NABJ, NAHJ student journalism projects receive multiyear support – Knight Foundation
Journalism

NABJ, NAHJ student journalism projects receive multiyear support

Students and mentors from the 2016 multimedia project newsroom at the joint NABJ/NAHJ  convention. Photo courtesy Mekahlo Medina/NAHJ

The hotel conference room is a buzzing news hub. Just after 10 a.m. Wednesday at the Marriott Wardman Park in Washington, D.C., almost 30 students are on deadline, producing content for a newspaper, a website, a TV newscast. To the right: a copy desk, just ahead, the design and graphics desks and behind them, to the left, young reporters, eyes boring into computer monitors, are finalizing copy. The room is a beehive, like any newsroom anywhere.

This is an annual tradition for the National Association of Black Journalists and the National Association of Hispanic Journalists, which are holding a joint convention in Washington through Sunday.
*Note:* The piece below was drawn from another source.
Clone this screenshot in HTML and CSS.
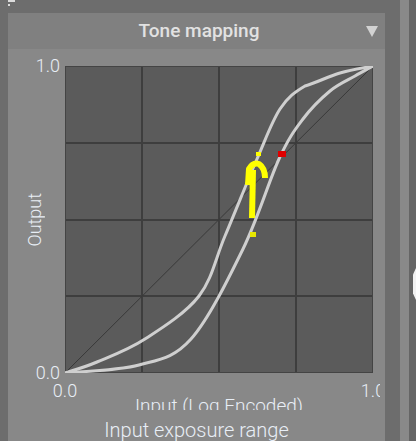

NABJ and NAHJ select 30 applicants each year for the all-expenses paid fellowship. All are members of their local school chapters. College students work with mentors in a real newsroom that covers the convention. Their work will appear in a student-made print newspaper and on a website, and will be broadcast on NewsChannel8, Washington’s local 24-hour news channel.

The student newsroom is made possible, in part, through the support of Knight Foundation, which recently awarded NABJ and NAHJ $75,000 each over three years to help increase diversity among journalists, technologists and entrepreneurs in the media, while providing access to training and networks of mentors and peers.

“We are supporting the next generation of journalists in the digital age,” says Karen Rundlet, Knight Foundation program officer for journalism, “and we believe that diversity is critical to accuracy in coverage. We need to have diverse newsrooms and newsrooms that reflect the demographics that they are serving to have accuracy in coverage.”

Here’s the work in action: Glissette Santana, a senior at the University of Houston who just completed an editorial internship at Knight Foundation last week, is just about to file a story about NABJ ending its sponsorship of its annual 5K race because of financial constraints. Kiara Alfonseca, a junior at the College of Brockport in New York, is a designer for the student project and she’s asking for photo possibilities. Santana shows Alfonseca a GoFundMe web page to help raise funds to save the race this year. She is waiting for permission to use the photo on the page.

Alfonseca returns to her computer where she lays out a page for the Aug. 4 edition of the Monitor and Latino Reporter, the project’s newspaper, which combines the names of NABJ’s and NAHJ’s student newspapers. Ken McFarlin, an art director at The New York Times who has been a design mentor with NABJ for 20 years, is walking her through the layout and suggests expanding a graphic to help fill white space at the end of the article.

The student newsroom in action, complete with pizza. Photo by Michael Bolden.

Other students are out about town, shooting roll for that night’s newscast. They’ll pop over to the Newschannel 8’s studios where they’ll film a 30-minute newscast. Last night, they held tryouts for anchors, a weatherman and the sports reporter.

“The goal here is to give students the opportunity to put something on their reel that will get them a real job,” said Ken Smith, an NABJ mentor and a reporter and anchor for WRAL-TV in Raleigh, North Carolina.

This hands-on work with a mentor is the most valuable part of the workshop, said Delano Massey, the digital director for WEWS-TV in Cleveland and a  chair for student projects with NABJ.

“For a lot of them it’s another rung on the ladder toward success,” Massey says.

Massey notes that the student projects give students real experience in newsgathering, but it also gives them the opportunity to network and showcase their work to news professionals.

The work they do here may lead to prestigious internships or jobs. Take Wesley Lowery, a Washington Post national reporter covering law enforcement and justice. He attended three student projects between 2008 and 2010. One 2010 story, about NABJ’s finances, in which he delved into tax records, caught the eye of a Wall Street Journal editor. He landed an internship at the paper in 2011, and has worked at the Post since 2014.

“This is a really unique program where college students can partner with a mentor,” Lowery says. “The students are getting hands-on guidance.”

Timothy R. Smith is a freelance journalist based in Washington, D.C.